Waldschmidt reports a nearly 100% response rate to his campaign.
Cartoons That Create Contact
My introduction to the world of contact marketing came as a result of my cartoons. In addition to being a marketer, I’m one of The Wall Street Journal’s cartoonists. I quickly discovered how powerful cartoons can be as contact devices.
When I launched my first creative agency years ago, I targeted two dozen consumer marketing directors at the big Manhattan-based magazine publishing companies. I sent a personalized print of one of my cartoons along with a note explaining I’d just beat controls for Rolling Stone and Bon Appétit using that same personalized cartoon device. I urged that we produce similar tests for their titles. As a result, not only did I connected with all of my target prospects, they all became clients. That was a 100% response that was worth millions of dollars. It launched my marketing business, and it all came from a campaign that cost less than $100.
These are just a small sampling of the stories coming from marketers all over the world of a movement no one actually knew was a movement. There are several types of gift strategies; the car and shoe examples, my cartoons and Waldschmidt’s swords are part of the half-gift, art, humor and film and visual metaphor categories.
Other strategies include specific uses of e-mail, social media, video, insight and intelligence, interviews and media exposure—including several methods that went way beyond normal marketing thinking, like the campaign used to reach a single contact by running a letter of introduction as a full-page ad in The Wall Street Journal. The ad cost $10,000, but resulted in a $350 million sale.
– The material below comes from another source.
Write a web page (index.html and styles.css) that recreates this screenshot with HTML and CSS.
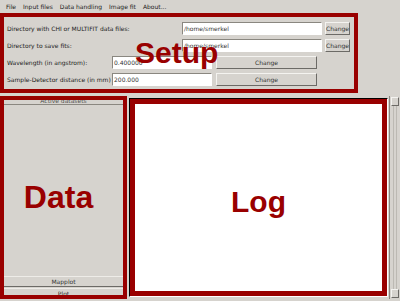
FILE: index.html
```
<!DOCTYPE html>
<html>
<head>
<meta charset="utf-8">
<link rel="stylesheet" href="styles.css">
</head>
<body>
<div class="app">
  <div class="menubar">
    <span class="menu">File</span>
    <span class="menu">Input files</span>
    <span class="menu">Data handling</span>
    <span class="menu">Image fit</span>
    <span class="menu">About...</span>
  </div>
  <div class="setup-wrap">
    <div class="setup">
      <div class="row row-a">
        <span class="label">Directory with CHI or MULTIFIT data files:</span>
        <span class="input wide">/home/smerkel</span>
        <span class="btn small">Change</span>
      </div>
      <div class="row row-a">
        <span class="label">Directory to save fits:</span>
        <span class="input wide">/home/smerkel</span>
        <span class="btn small">Change</span>
      </div>
      <div class="row row-b">
        <span class="label">Wavelength (in angstrom):</span>
        <span class="input mid">0.400000</span>
        <span class="btn large">Change</span>
      </div>
      <div class="row row-b">
        <span class="label">Sample-Detector distance (in mm)</span>
        <span class="input mid">200.000</span>
        <span class="btn large">Change</span>
      </div>
      <div class="big big-setup">Setup</div>
    </div>
  </div>
  <div class="lower">
    <div class="data">
      <div class="tab"><span>Active datasets</span></div>
      <div class="data-body">
        <div class="big big-data">Data</div>
      </div>
      <div class="pbtn">Mapplot</div>
      <div class="pbtn last">Plot</div>
    </div>
    <div class="log-frame">
      <div class="log">
        <div class="big">Log</div>
      </div>
    </div>
    <div class="scroll">
      <div class="arrow"></div>
      <div class="track"></div>
      <div class="arrow"></div>
    </div>
  </div>
</div>
</body>
</html>
```
FILE: styles.css
```
* { box-sizing: border-box; }
html, body { margin: 0; padding: 0; }
body {
  width: 400px;
  height: 301px;
  background: #d6d3ce;
  font-family: "DejaVu Sans", sans-serif;
  font-size: 6px;
  color: #222;
  overflow: hidden;
}
.app { display: flex; flex-direction: column; height: 301px; }
.menubar {
  height: 13px;
  display: flex;
  align-items: center;
  gap: 7px;
  padding-left: 6px;
  padding-bottom: 1px;
}
.setup-wrap { padding-right: 42px; }
.setup {
  position: relative;
  border: 4px solid #990000;
  padding: 5px 4px 1px 3px;
  display: flex;
  flex-direction: column;
  gap: 4px;
  height: 80px;
}
.row { display: flex; align-items: center; height: 13px; }
.label { flex: 1; white-space: nowrap; }
.input {
  height: 13px;
  background: #fff;
  border-top: 1px solid #8a8780;
  border-left: 1px solid #8a8780;
  border-bottom: 1px solid #fff;
  border-right: 1px solid #fff;
  display: flex;
  align-items: center;
  padding-left: 1px;
  color: #333;
}
.wide { width: 140px; }
.mid { width: 100px; }
.btn {
  height: 13px;
  display: flex;
  align-items: center;
  justify-content: center;
  border-top: 1px solid #f4f3f0;
  border-left: 1px solid #f4f3f0;
  border-right: 1px solid #6c6a66;
  border-bottom: 1px solid #6c6a66;
  background: #d6d3ce;
  color: #333;
}
.small { width: 25px; margin-left: 3px; margin-right: 0; }
.large { width: 101px; margin-left: 4px; margin-right: 33px; }
.big {
  font-family: "Liberation Sans", Arial, sans-serif;
  font-weight: bold;
  font-size: 30px;
  color: #990000;
  line-height: 1;
}
.big-setup {
  position: absolute;
  left: 131px;
  top: 21px;
}
.big-data { font-size: 32px; }
.lower {
  flex: 1;
  display: flex;
  padding-top: 3px;
  padding-bottom: 2px;
}
.data {
  width: 127px;
  border: 4px solid #990000;
  display: flex;
  flex-direction: column;
  overflow: hidden;
}
.tab {
  height: 5px;
  overflow: hidden;
  border-bottom: 1px solid #8a8780;
  display: flex;
  justify-content: center;
  align-items: flex-end;
  line-height: 1;
}
.tab span { margin-bottom: 0; color: #555; }
.data-body {
  flex: 1;
  display: flex;
  align-items: center;
  justify-content: center;
  padding-top: 14px;
  padding-right: 10px;
}
.pbtn {
  height: 11px;
  display: flex;
  align-items: center;
  justify-content: center;
  border-top: 1px solid #eeece8;
  border-bottom: 1px solid #6c6a66;
  color: #333;
  margin-top: 1px;
}
.pbtn.last {
  height: 7px;
  align-items: flex-start;
  border-bottom: none;
  padding-top: 1px;
  overflow: hidden;
}
.log-frame {
  width: 259px;
  margin-left: 2px;
  margin-top: 2px;
  margin-bottom: 2px;
  border-top: 1px solid #000;
  border-left: 1px solid #000;
  border-right: 1px solid #fff;
  border-bottom: 1px solid #fff;
  display: flex;
}
.log {
  flex: 1;
  background: #fff;
  border: 5px solid #990000;
  display: flex;
  align-items: center;
  justify-content: center;
  padding-top: 8px;
}
.scroll {
  width: 11px;
  margin-left: 1px;
  display: flex;
  flex-direction: column;
  border-left: 1px solid #8a8780;
  padding: 1px;
  background: #d6d3ce;
}
.arrow {
  height: 9px;
  border-top: 1px solid #f4f3f0;
  border-left: 1px solid #f4f3f0;
  border-right: 1px solid #6c6a66;
  border-bottom: 1px solid #6c6a66;
}
.track { flex: 1; border-left: 1px solid #bcb9b3; border-right: 1px solid #bcb9b3; margin: 0 2px; }
```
As I’ve spoken at events, connected with readers on social media and interviewed many marketing and sales thought leaders, it has become clear that contact marketing has been a movement for a very long time. Not being afraid to spend a lot per contact, using large amounts of creativity and audacity and believing that high-potential accounts are worth every effort to win their business is what contact marketers all have in common.
You’re probably already part of it. If you aren’t, you really should be.